We know $f$ takes on a minimum value at some $y$ in $[a-\delta, a+\delta]$
$f'(a-\delta) < 0$ indicates that $f(a-\delta) > f(x)$ for all $x$ just right of $a-\delta$.
Similar considerations apply to the right endpoint, and taken together we see that neither endpoint can be the minimum of $f$ on $[a-\delta, a+\delta]$. Thus, $f$ must have a local minimum point somewhere in $(a-\delta, a+\delta)$.
Since $f$ is differentiable and has a local minimum somewhere in $(a-\delta, a+\delta)$, $f' = 0$ at this minimum. But $a$ is the only point with zero derivative on $(a-\delta, a+\delta)$, so $a$ must be the minimum point.

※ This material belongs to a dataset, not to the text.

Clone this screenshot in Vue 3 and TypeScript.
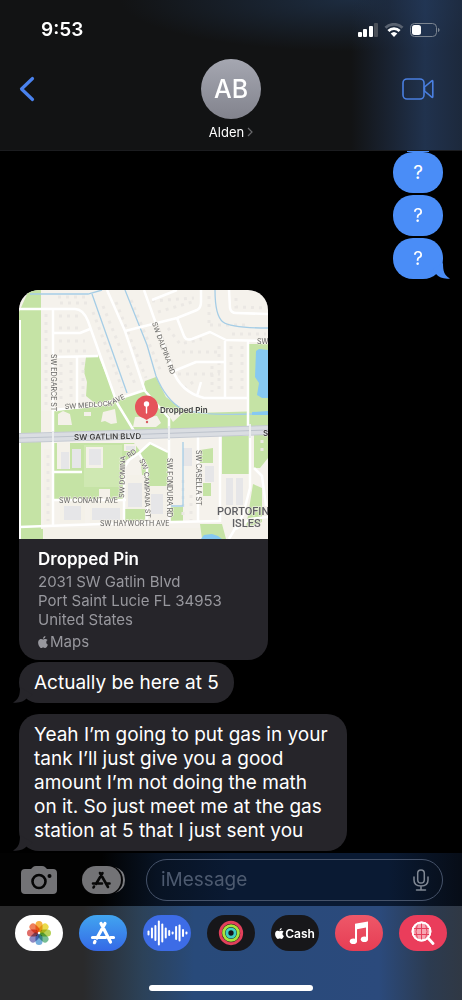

Edit 2 A third take, which is a slight modification of Spivak's Corollary 3:
Theorem: If $f$ is continuous on $[a,b]$ with $f'(x) < 0$ for all $x$ in $(a,b)$, $f$ is [strictly] decreasing on $[a,b]$.
Proof:
If $a \leq x < y \leq b$, from MVT we have $$ \frac{f(y) - f(x)}{y-x} = f'(x_0) \text{ for some $x_0$ in $(a,b)$},$$
but $f'(x_0) < 0$ so we must have $f(y) < f(x)$.
Notice the above theorem applies even to the endpoints $a$ and $b$ even though we don't know anything about the value of $f'$ at those points.
We can apply this theorem (and a nearly identical version for $f' > 0$) to the second derivative scenario to see that $a$ must be a minimum point.